The original title for this post was going to be “Eager to please”. Why? Because in the cover notes of this album "Harboro' Horace" (aka Ady Croasdell) points out that Brenda Lee Jones, who is also Jean in Dean & Jean,  would resurface in the early Seventies as Brenda Lee Eager. I certainly didn’t know that but was willing to share this “fact” with you today. I thought it best to do a bit of on-line research on Brenda first with the result that I am now confident to say that Jones (RIP) and Eager are certainly not the same person. Unusual for Kent to get this wrong. I suppose 30 years on and with a medium available that encourages information sharing it is not surprising that new facts have come to light. At the same time though when “Horace” wrote the notes for the album it would have been little more than 10 years after Brenda Lee Eager’s duets with Jerry Butler (and her sublime 1974 Larry Mizell produced When I’m With You), and Eager I’m sure would still have been active on the scene. So it would surely have been easy to check?

Turning to Brenda Lee Jones, to summarise what I have found out in my reading around: she may have come from Dayton, Ohio. She was the Jean half of Dean & Jean that recorded on Rust in the first half of the Sixties. By this time she was married, her married name being Melson. After the Dean & Jean duo she went on to record a number of solo outings up until the late Sixties. She then took a break from the music scene to raise an adopted son. She returned to the scene around 1971, although had little output after that. Brenda passed away in 2001 four years after her long time husband.

Both these tracks can be found on the New York City Soul compilation. Silly Little Girl was, unbelievably, left unreleased at the time of its recording (around 1965?). You’re The Love Of My Life was one side of a Rust 45 issued in 1967.



Tuesday, May 12, 2015

When the world turns blue

So, the Tories, somewhat surprisingly, won the election this time around with a few seats to spare. Painful for many, but the “shy Tories” had their say at the ballot box. I don’t do politics here, so I’ll leave it at that.      

The mighty Blues are Premiership champions again for the first time since the UK had its last general election. TSO is back at the helm and normal service is resumed.

And what did I find at the car boot this Sunday? Blues albums!

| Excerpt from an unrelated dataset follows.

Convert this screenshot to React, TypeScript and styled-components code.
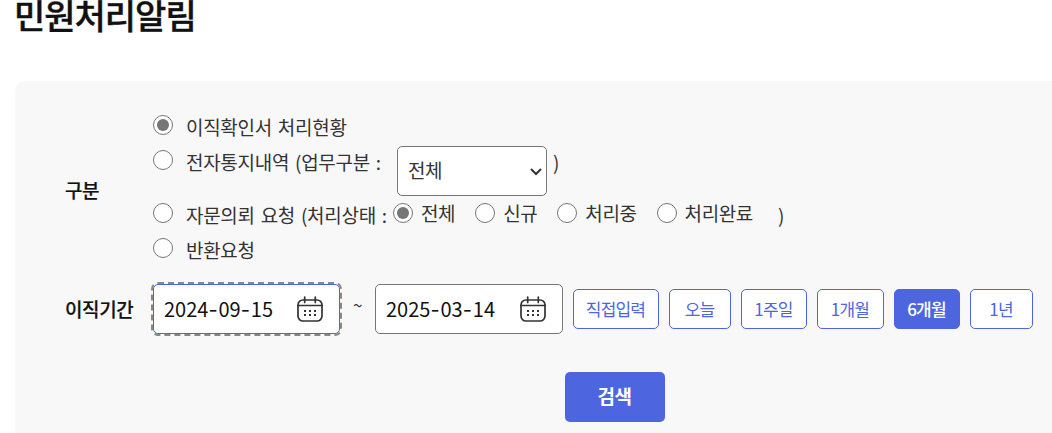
import React, {useState} from 'react';
import styled, {createGlobalStyle} from 'styled-components';

const GlobalStyle = createGlobalStyle`
  * {
    box-sizing: border-box;
  }

  body {
    margin: 0;
    overflow: hidden;
    background-color: #fff;
    color: #333;
    font-family: "Noto Sans CJK KR", sans-serif;
    font-size: 19px;
    letter-spacing: -0.4px;
  }
`;

const Page = styled.main`
  width: 1080px;
  height: 433px;
  padding-left: 15px;
  overflow: hidden;
`;

const Title = styled.h1`
  height: 81px;
  margin: 0 0 0 -1px;
  color: #111;
  font-size: 34px;
  font-weight: 500;
  line-height: 30px;
  letter-spacing: -1px;
  white-space: nowrap;
  -webkit-text-stroke: 0.4px #111;
`;

const SearchPanel = styled.form`
  height: 380px;
  padding: 34px 0 0 50px;
  border-radius: 10px;
  background-color: #f8f8f8;
`;

const FieldRow = styled.div<{$height: number}>`
  display: flex;
  align-items: center;
  height: ${props => props.$height}px;
`;

const FieldName = styled.div`
  flex: none;
  width: 88px;
  padding-bottom: 2px;
  color: #111;
  font-weight: 500;
  white-space: nowrap;
  -webkit-text-stroke: 0.2px #111;
`;

const OptionList = styled.div`
  flex: 1;
  height: 100%;
`;

const OptionRow = styled.div<{$height: number}>`
  display: flex;
  align-items: flex-start;
  height: ${props => props.$height}px;
`;

const Radio = styled.input.attrs({type: 'radio'})`
  flex: none;
  width: 20px;
  height: 20px;
  margin: 0;
  accent-color: #767676;
`;

const OptionText = styled.label<{$width?: number}>`
  flex: none;
  width: ${props => props.$width ? `${props.$width}px` : 'auto'};
  margin: 2px 0 0 13px;
  line-height: 20px;
  letter-spacing: -0.3px;
  word-spacing: 2px;
  white-space: pre;
`;

const StateText = styled.label`
  margin: 0 20px 0 8px;
  line-height: 19px;
  white-space: nowrap;
`;

const ClosingBracket = styled.span<{$gap: number}>`
  margin: 2px 0 0 ${props => props.$gap}px;
  line-height: 20px;
`;

const SelectWrap = styled.div`
  position: relative;
  height: 50px;
  margin-top: -4px;

  svg {
    position: absolute;
    top: 21px;
    right: 5px;
    pointer-events: none;
  }
`;

const TaskSelect = styled.select`
  display: block;
  width: 150px;
  height: 50px;
  padding: 0 20px 3px 10px;
  border: 1px solid #767676;
  border-radius: 5px;
  appearance: none;
  background-color: #fff;
  color: #333;
  font: inherit;
  letter-spacing: inherit;
`;

const DateBox = styled.div<{$focused?: boolean}>`
  flex: none;
  display: flex;
  align-items: center;
  justify-content: space-between;
  width: ${props => props.$focused ? 187 : 188}px;
  height: 50px;
  padding: 0 16px 0 10px;
  border: 1px solid ${props => props.$focused ? '#4d66e0' : '#767676'};
  border-radius: 5px;
  outline: ${props => props.$focused ? '2px dashed #888' : 'none'};
  background-color: #fff;
  color: #111;
`;

const DateText = styled.span`
  padding-bottom: 2px;
  font-size: 20px;
  letter-spacing: 0;
  white-space: nowrap;
`;

const Dash = styled.span`
  font-family: Inter, sans-serif;
  letter-spacing: 0.9px;
`;

const Tilde = styled.span`
  width: 35px;
  margin-top: -9px;
  font-size: 17px;
  text-align: center;
`;

const PeriodButtons = styled.div`
  display: flex;
  gap: 10px;
  margin-left: 10px;
`;

const PeriodButton = styled.button<{$width: number; $active: boolean}>`
  width: ${props => props.$width}px;
  height: 40px;
  padding: 0 1px 2px 0;
  border: 1px solid #4d66e0;
  border-radius: 5px;
  background-color: ${props => props.$active ? '#4d66e0' : '#fff'};
  color: ${props => props.$active ? '#fff' : '#4d66e0'};
  font-family: inherit;
  font-size: 17px;
  font-weight: ${props => props.$active ? 500 : 400};
  letter-spacing: -0.8px;
  white-space: nowrap;
`;

const SearchButton = styled.button`
  display: block;
  width: 100px;
  height: 50px;
  margin: 19px 0 0 500px;
  padding: 0 1px 3px 0;
  border: 0;
  border-radius: 5px;
  background-color: #4d66e0;
  color: #fff;
  font-family: inherit;
  font-size: 19px;
  font-weight: 700;
  letter-spacing: -0.4px;
`;

const CalendarIcon = () => (
  <svg width="26" height="26" viewBox="0 0 26 26" fill="none" stroke="#333" strokeWidth="1.7">
    <rect x="1" y="4" width="24" height="21" rx="5"/>
    <path d="M1 9.5h24M7.7 1v5.5M18.3 1v5.5" strokeLinecap="round"/>
    <path d="M7 15h2M12 15h2M17 15h2M7 19h2M12 19h2M17 19h2" strokeWidth="2"/>
  </svg>
);

const ArrowIcon = () => (
  <svg width="12" height="9" viewBox="0 0 12 9" fill="none" stroke="#333" strokeWidth="2">
    <path d="M1 2l5 5 5-5"/>
  </svg>
);

const DateValue = ({value}: {value: string}) => (
  <DateText>
    {value.split('-').map((part, i) => (
      <React.Fragment key={i}>
        {i > 0 ? <Dash>-</Dash> : null}
        {part}
      </React.Fragment>
    ))}
  </DateText>
);

const STATES = ['전체', '신규', '처리중', '처리완료'];

const PERIODS = [
  {label: '직접입력', width: 86},
  {label: '오늘', width: 62},
  {label: '1주일', width: 66},
  {label: '1개월', width: 67},
  {label: '6개월', width: 66},
  {label: '1년', width: 63}
];

export default function App() {
  const [kind, setKind] = useState(0);
  const [state, setState] = useState('전체');
  const [period, setPeriod] = useState('6개월');

  const kindRadio = (index: number) => (
    <Radio id={`kind${index}`} name="kind" checked={kind === index} onChange={() => setKind(index)}/>
  );

  return (
    <Page>
      <GlobalStyle/>
      <Title>민원처리알림</Title>
      <SearchPanel onSubmit={e => e.preventDefault()}>
        <FieldRow $height={150}>
          <FieldName>구분</FieldName>
          <OptionList>
            <OptionRow $height={35}>
              {kindRadio(0)}
              <OptionText htmlFor="kind0">이직확인서 처리현황</OptionText>
            </OptionRow>
            <OptionRow $height={53}>
              {kindRadio(1)}
              <OptionText htmlFor="kind1" $width={211}>전자통지내역 (업무구분 :</OptionText>
              <SelectWrap>
                <TaskSelect>
                  <option>전체</option>
                </TaskSelect>
                <ArrowIcon/>
              </SelectWrap>
              <ClosingBracket $gap={6}>)</ClosingBracket>
            </OptionRow>
            <OptionRow $height={35}>
              {kindRadio(2)}
              <OptionText htmlFor="kind2" $width={207}>자문의뢰 요청 (처리상태 :</OptionText>
              {STATES.map(s => (
                <React.Fragment key={s}>
                  <Radio id={s} name="state" checked={state === s} onChange={() => setState(s)}/>
                  <StateText htmlFor={s}>{s}</StateText>
                </React.Fragment>
              ))}
              <ClosingBracket $gap={5}>)</ClosingBracket>
            </OptionRow>
            <OptionRow $height={27}>
              {kindRadio(3)}
              <OptionText htmlFor="kind3">반환요청</OptionText>
            </OptionRow>
          </OptionList>
        </FieldRow>
        <FieldRow $height={88}>
          <FieldName>이직기간</FieldName>
          <DateBox $focused>
            <DateValue value="2024-09-15"/>
            <CalendarIcon/>
          </DateBox>
          <Tilde>~</Tilde>
          <DateBox>
            <DateValue value="2025-03-14"/>
            <CalendarIcon/>
          </DateBox>
          <PeriodButtons>
            {PERIODS.map(p => (
              <PeriodButton
                key={p.label}
                type="button"
                $width={p.width}
                $active={period === p.label}
                onClick={() => setPeriod(p.label)}
              >
                {p.label}
              </PeriodButton>
            ))}
          </PeriodButtons>
        </FieldRow>
        <SearchButton>검색</SearchButton>
      </SearchPanel>
    </Page>
  );
}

PS. This post's title is borrowed from a Merry Clayton track. I would have posted it but my 45 is a bit scratchy. You can have a nice YouTube HD clip instead.  


Wednesday, May 06, 2015

Meanderings


I have bought virtually no vinyl for a few weeks now. The charity shops and the car boots are dry and it seems everything that take my fancy on-line is out of my price range. I was casting around on the ‘net the other evening for a fresh fix of soul 45s when I came across an Oscar Weathers 45. I put it on my watch list. Then I thought – do I already have it? Checked the T-Z box and, yes, I do! Shame on me for letting it lie in the box unplayed, for a good few years now too in all probability. Now there’s an idea – why don’t I go rummaging around in my boxes and play some soul I already own? Radical!   

I can find hardly any info on Oscar Weathers. He has his page on Deep Soul Heaven, but even the good Sir cannot really offer any info on the man himself. I found a very old thread (1999, that’s really is old in Internet terms) on a Yahoo group where it was mentioned Oscar hailed from Macon, Georgia. How did his Southern sounding recordings come to appear on a Philly label, though? Well that was probably down to Alan Walden.

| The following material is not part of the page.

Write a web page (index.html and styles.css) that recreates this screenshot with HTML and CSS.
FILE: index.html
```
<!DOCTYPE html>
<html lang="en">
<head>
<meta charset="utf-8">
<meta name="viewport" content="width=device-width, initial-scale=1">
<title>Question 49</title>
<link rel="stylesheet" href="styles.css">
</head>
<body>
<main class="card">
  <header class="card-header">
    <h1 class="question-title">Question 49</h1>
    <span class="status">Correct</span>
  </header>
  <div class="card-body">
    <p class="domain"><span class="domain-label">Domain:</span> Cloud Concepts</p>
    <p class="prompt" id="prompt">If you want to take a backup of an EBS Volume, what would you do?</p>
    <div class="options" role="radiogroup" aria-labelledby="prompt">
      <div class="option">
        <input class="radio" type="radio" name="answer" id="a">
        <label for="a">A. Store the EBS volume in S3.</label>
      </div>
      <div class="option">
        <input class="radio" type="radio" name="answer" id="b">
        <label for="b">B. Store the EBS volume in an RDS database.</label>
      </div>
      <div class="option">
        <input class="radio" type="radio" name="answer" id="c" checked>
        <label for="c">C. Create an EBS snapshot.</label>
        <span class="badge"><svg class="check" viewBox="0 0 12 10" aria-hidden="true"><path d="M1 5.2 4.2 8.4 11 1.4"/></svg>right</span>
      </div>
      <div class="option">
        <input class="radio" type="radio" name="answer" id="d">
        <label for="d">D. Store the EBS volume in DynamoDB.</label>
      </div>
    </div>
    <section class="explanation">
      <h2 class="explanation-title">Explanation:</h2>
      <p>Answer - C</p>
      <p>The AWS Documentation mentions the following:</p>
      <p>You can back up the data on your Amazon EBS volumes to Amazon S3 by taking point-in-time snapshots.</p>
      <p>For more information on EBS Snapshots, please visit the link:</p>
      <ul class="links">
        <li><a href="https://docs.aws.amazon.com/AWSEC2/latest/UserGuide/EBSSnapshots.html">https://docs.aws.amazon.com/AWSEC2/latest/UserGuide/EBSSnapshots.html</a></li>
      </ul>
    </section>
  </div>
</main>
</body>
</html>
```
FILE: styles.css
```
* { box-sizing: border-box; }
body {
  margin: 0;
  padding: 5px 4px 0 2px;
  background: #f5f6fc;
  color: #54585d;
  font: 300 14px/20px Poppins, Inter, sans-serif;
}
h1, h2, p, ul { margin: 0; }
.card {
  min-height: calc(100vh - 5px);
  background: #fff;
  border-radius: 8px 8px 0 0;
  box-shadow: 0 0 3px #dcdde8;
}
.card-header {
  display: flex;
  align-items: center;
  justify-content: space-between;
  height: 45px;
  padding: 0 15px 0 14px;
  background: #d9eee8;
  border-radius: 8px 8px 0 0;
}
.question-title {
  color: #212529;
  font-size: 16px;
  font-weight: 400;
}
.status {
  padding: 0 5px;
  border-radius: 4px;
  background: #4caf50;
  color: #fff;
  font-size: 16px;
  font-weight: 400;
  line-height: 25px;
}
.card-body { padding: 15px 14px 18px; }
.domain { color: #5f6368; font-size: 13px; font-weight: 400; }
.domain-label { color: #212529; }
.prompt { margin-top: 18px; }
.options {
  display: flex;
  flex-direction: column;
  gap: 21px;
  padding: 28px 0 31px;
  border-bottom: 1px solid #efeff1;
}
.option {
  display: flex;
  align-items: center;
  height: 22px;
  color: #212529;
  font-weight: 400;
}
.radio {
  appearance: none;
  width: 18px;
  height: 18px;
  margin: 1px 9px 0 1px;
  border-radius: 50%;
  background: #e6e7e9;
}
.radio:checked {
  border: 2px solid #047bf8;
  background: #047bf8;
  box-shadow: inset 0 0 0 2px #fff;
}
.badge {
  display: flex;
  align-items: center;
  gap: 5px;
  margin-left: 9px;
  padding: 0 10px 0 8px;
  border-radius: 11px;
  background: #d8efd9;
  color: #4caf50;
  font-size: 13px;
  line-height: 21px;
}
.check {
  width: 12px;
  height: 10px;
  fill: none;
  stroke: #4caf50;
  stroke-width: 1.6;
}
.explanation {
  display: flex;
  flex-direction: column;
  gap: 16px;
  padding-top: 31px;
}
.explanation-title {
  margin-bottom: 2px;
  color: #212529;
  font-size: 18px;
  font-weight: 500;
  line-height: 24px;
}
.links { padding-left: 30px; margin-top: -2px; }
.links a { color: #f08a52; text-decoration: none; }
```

In checking Oscar’s discography I was a bit surprised to see that this 45 was released in 1970, it sounds earlier than that to me. It may even have been early 1971 in fact, it got its first mention in the Jan 23 1971 edition of Billboard. By April 3 1971 You Wants to Play could be found, static, in the middle reaches of the Soul Singles chart. By then it was in its 6th week on the chart. Digging deeper into the Billboard magazines from around that time – meandering around these old magazines in all their preserved glory at Google books is a thing I get constant pleasure from – I found that Oscar Weathers, along with Bill Coday and Phillip Mitchell to name two others, were all part of the roster of artists on a then fledgling Macon based artist management, publishing, and recording company – Hustlers Inc. This had been set up in late 1970 by Alan Walden, and Eddie Floyd also had involvement. By that time Alan Walden had already had plenty of experience in music publishing having been part of Redwal Music along with his older brother Phil, and Otis Redding. When A Man Loves A Woman was just one of the songs they had publishing rights on.  Hustlers Inc. therefore obviously had plenty of connections in the music industry and would have been well placed to promote their artists to labels nationally so that is probably how Oscar Weathers got a deal on a Philly label.

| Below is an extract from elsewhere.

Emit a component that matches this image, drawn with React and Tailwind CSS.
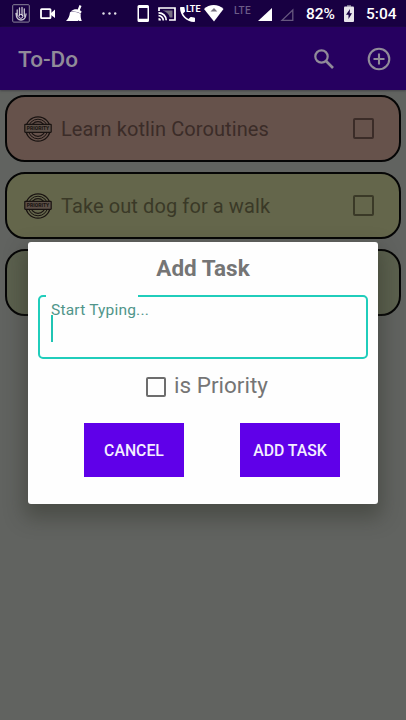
import React from "react";

function StatusBar() {
  return (
    <div className="flex h-[27px] w-full items-start bg-[#180042] text-white">
      <svg className="ml-[12px] mt-[4px] h-[19px] w-[18px] shrink-0" viewBox="0 0 18 19" fill="none">
        <rect x=".7" y=".7" width="16.6" height="17.4" rx="1" stroke="#8b8499" strokeWidth="1" />
        <path d="M5.2 6v6M7.5 4v7M10 3.5v7.500M12.300 5v7M4 9.500c.3 4 2 6.500 5 6.500s4.700-2.500 5-6" stroke="#c9c5d0" strokeWidth="1.300" strokeLinecap="round" />
        <circle cx="8.800" cy="12.300" r="2" stroke="#e8e6ec" strokeWidth="1" />
      </svg>
      <svg className="ml-[10px] mt-[8px] h-[12px] w-[15px] shrink-0" viewBox="0 0 15 12" fill="none">
        <rect x="1" y="1.200" width="9.500" height="9" rx=".6" stroke="#fff" strokeWidth="1.800" />
        <path d="M11 5l4-3.500v8.500l-4-3z" fill="#fff" />
      </svg>
      <svg className="ml-[11px] mt-[5px] h-[17px] w-[17px] shrink-0" viewBox="0 0 17 17" fill="#fff">
        <path d="M13.500 0l2 .9-1.700 4.300 1.700 1-.5 2.300C11.500 6.800 8.500 6 4.500 6.600 7.500 4.300 9.500 4 11.700 4.500z" />
        <path d="M4 7.300c3.500-1 7.500-.3 10.700 1.500-.2 2.500.1 5.200 1.100 7.200h-2.500l-.8-1-.3 1H0c2.400-2 3.500-5 4-8.700z" />
      </svg>
      <svg className="ml-[19px] mt-[12px] h-[3px] w-[15px] shrink-0" viewBox="0 0 15 3" fill="#e4e1e9">
        <circle cx="1.500" cy="1.500" r="1.200" /><circle cx="7.500" cy="1.500" r="1.200" /><circle cx="13.200" cy="1.500" r="1.200" />
      </svg>
      <svg className="ml-[20px] mt-[5px] h-[17px] w-[13px] shrink-0" viewBox="0 0 13 17">
        <path fillRule="evenodd" fill="#fff" d="M2 0h8.500a1.500 1.500 0 011.500 1.500v14a1.500 1.500 0 01-1.500 1.500H2a1.500 1.500 0 01-1.500-1.500v-14A1.500 1.500 0 012 0zM2 3v10.800h8.500V3z" />
      </svg>
      <svg className="ml-[8px] mt-[7px] h-[14px] w-[18px] shrink-0" viewBox="0 0 18 14" fill="none" stroke="#fff" strokeWidth="1.700">
        <path d="M1 4V1h16v12h-6" />
        <path d="M4.500 3.500h10v7h-2.700C11 7 8 4.500 4.500 3.500z" fill="#777083" stroke="none" />
        <path d="M.5 5.800a7.500 7.500 0 017.700 7.500M.5 8.700A4.700 4.700 0 015.300 13.400" />
        <path d="M.5 11a2.500 2.500 0 012.500 2.500H.5z" fill="#fff" stroke="none" />
      </svg>
      <div className="relative ml-[4px] mt-[4px] h-[19px] w-[22px] shrink-0">
        <svg className="absolute left-0 top-[3px] h-[15px] w-[15px]" viewBox="3 3 18 18" fill="#fff">
          <path d="M6.620 10.790c1.440 2.830 3.760 5.140 6.590 6.590l2.200-2.200c.27-.27.67-.36 1.020-.24 1.120.37 2.330.57 3.570.57.55 0 1 .45 1 1V20c0 .55-.45 1-1 1-9.390 0-17-7.610-17-17 0-.55.45-1 1-1h3.500c.55 0 1 .45 1 1 0 1.250.2 2.450.57 3.570.11.35.03.74-.25 1.020l-2.200 2.200z" />
        </svg>
        <span className="absolute left-[6px] top-0 text-[9px] font-bold leading-[10px]">LTE</span>
      </div>
      <svg className="ml-[2px] mt-[5px] h-[17px] w-[20px] shrink-0" viewBox="0 0 20 17">
        <path d="M0 4C5-1.200 14.500-1.200 19.500 4L10 16.500z" fill="#fff" />
        <path d="M6.500 6.500L10 3l3.300 3.500z" fill="#77727f" />
      </svg>
      <span className="ml-[10px] mt-[5px] w-[20px] shrink-0 text-[10px] font-medium leading-[12px] tracking-[.3px] text-[#6b5c87]">LTE</span>
      <svg className="ml-[4px] mt-[8px] h-[13px] w-[14px] shrink-0" viewBox="0 0 14 13"><path d="M14 0v13H0z" fill="#fff" /></svg>
      <svg className="ml-[8px] mt-[8px] h-[13px] w-[14px] shrink-0" viewBox="0 0 14 13"><path d="M12.800 2v10.300H2z" fill="none" stroke="#66577f" strokeWidth="1.300" /></svg>
      <span className="ml-[12px] mt-[5px] w-[32px] shrink-0 whitespace-nowrap text-[15.500px] font-medium leading-[18px]">82%</span>
      <svg className="ml-[6px] mt-[5px] h-[17px] w-[10px] shrink-0" viewBox="0 0 10 17">
        <path d="M3 0h4v2H3z" fill="#77708a" />
        <rect y="1.500" width="10" height="15.500" rx="1" fill="#e7e5ea" />
        <path d="M6 4L2 9.800h2.500V14L8 8.300H5.700z" fill="#180042" />
      </svg>
      <span className="ml-[12px] mt-[5px] shrink-0 whitespace-nowrap text-[15.500px] font-medium leading-[18px]">5:04</span>
    </div>
  );
}

function PriorityStamp() {
  return (
    <svg className="h-[28px] w-[28px] shrink-0 overflow-visible" viewBox="0 0 28 28" fill="none" stroke="#191311">
      <circle cx="14" cy="14" r="12.200" strokeWidth="1.300" />
      <circle cx="14" cy="14" r="9.800" strokeWidth="1" />
      <circle cx="14" cy="14" r="7.300" strokeWidth="1.200" />
      <rect x=".8" y="9.300" width="26.400" height="8" rx=".5" fill="#5d5048" strokeWidth="1.200" />
      <text x="14" y="15.200" textAnchor="middle" fill="#191311" stroke="none" fontSize="5" fontWeight="800">PRIORITY</text>
    </svg>
  );
}

function TaskCard({ color, ink, children }) {
  return (
    <div className={`flex h-[67px] w-[396px] shrink-0 items-center rounded-[20px] border-2 border-[#050505] pl-[17px] pr-[25px] ${color} ${ink}`}>
      {children && (
        <>
          <PriorityStamp />
          <span className="ml-[9px] mt-px grow whitespace-nowrap text-[20px] leading-6 tracking-[.1px]">{children}</span>
          <span className="h-[21px] w-[21px] rounded-[2px] border-2 border-current" />
        </>
      )}
    </div>
  );
}

function AddTaskDialog() {
  return (
    <div className="absolute left-[28px] top-[242px] flex h-[262px] w-[350px] flex-col items-center rounded-[3px] bg-[#fefefe] text-[#757575] shadow-[0_10px_20px_4px_rgba(40,42,32,0.4)]">
      <h2 className="mt-[12px] whitespace-nowrap text-[22.500px] font-bold leading-[28px]">Add Task</h2>
      <div className="relative mt-[13px] h-[64px] w-[330px] rounded-[5px] border-2 border-[#20cdbb]">
        <span className="absolute -top-[2px] left-[6px] h-[2px] w-[92px] bg-[#fefefe]" />
        <div className="ml-[11px] mt-[3px] whitespace-nowrap text-[15.500px] leading-[20px] tracking-[.2px] text-[#50958a]">Start Typing...</div>
        <span className="absolute left-[11px] top-[18px] h-[27px] w-[2px] bg-[#20c4b3]" />
      </div>
      <label className="mt-[12px] flex items-center pl-[8px]">
        <span className="mt-[3px] h-[20px] w-[20px] rounded-[2px] border-2 border-[#6d6d6d]" />
        <span className="ml-[8px] whitespace-nowrap text-[22.500px] leading-[28px]">is Priority</span>
      </label>
      <div className="mt-[24px] flex gap-[56px] pl-[18px]">
        <button className="h-[54px] w-[100px] whitespace-nowrap bg-[#5f00e9] pt-[2px] text-[15.800px] font-medium text-[#f4eeff]">CANCEL</button>
        <button className="h-[54px] w-[100px] whitespace-nowrap bg-[#5f00e9] pt-[2px] text-[15.800px] font-medium text-[#f4eeff]">ADD TASK</button>
      </div>
    </div>
  );
}

export default function App() {
  return (
    <div className="relative h-[720px] w-[406px] overflow-hidden bg-[#616360] font-['Roboto',sans-serif]">
      <StatusBar />
      <header className="flex h-[63px] items-center bg-[#260060] text-[#918b99] shadow-[0_1px_2px_#45454a]">
        <h1 className="ml-[18px] grow text-[22.500px] font-medium leading-7">To-Do</h1>
        <svg className="mr-[33px] h-[20px] w-[20px]" viewBox="0 0 20 20" fill="none" stroke="currentColor" strokeWidth="2.200">
          <circle cx="7.500" cy="7.500" r="6.200" /><path d="M12 12l7 7" strokeWidth="2.600" />
        </svg>
        <svg className="mr-[15px] h-[24px] w-[24px]" viewBox="0 0 24 24" fill="none" stroke="currentColor" strokeWidth="2.100">
          <circle cx="12" cy="12" r="10.300" /><path d="M12 6.500v11M6.500 12h11" />
        </svg>
      </header>
      <main className="flex flex-col gap-[10px] pl-[5px] pt-[5px]">
        <TaskCard color="bg-[#66524b]" ink="text-[#3b2c28]">Learn kotlin Coroutines</TaskCard>
        <TaskCard color="bg-[#64664b]" ink="text-[#3a3927]">Take out dog for a walk</TaskCard>
        <TaskCard color="bg-[#5b604e]" ink="text-[#343b2c]" />
      </main>
      <AddTaskDialog />
    </div>
  );
}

It’s odd that You Wants to Play was the side that got the chart credit at the time of its release. Nowadays this 45 is always listed in discographies with The Spoiler as the A, which seems to be correct if you look at the matrix numbers on the label. (Incidentally, I have just noticed they follow the Phil LA Of Soul label’s convention for numbering, which I have always loved – I’m sad, I know - i.e. in this case TB-OWE-5 and -6 so TB for Top & Bottom, O for Oscar, WE for Weathers  and 5 and 6 for the fifth and sixth tracks by the artist on the label). I could imagine The Spoiler being more instantly radio friendly too and therefore having more hit potential but it is You Wants To Play that seemed to get the sales and the plaudits.

Deservedly so too, it’s a gorgeous track. Written by Oscar it runs to four minutes, quite long for a 45 of that era.  Oscar is tired of his woman playing games with his heart and attentions. The games were no doubt stormy, the flood came, and now Oscar has had enough and this song is a glorious meander through the alluvial deposits that are his thoughts. (Just there too, is that guitar describing an oxbow lake?) . The guitar and horns provide some delightful touches and the (way)backing singers are hauntingly beautiful. In fact I would be happy if this song could meander on forever.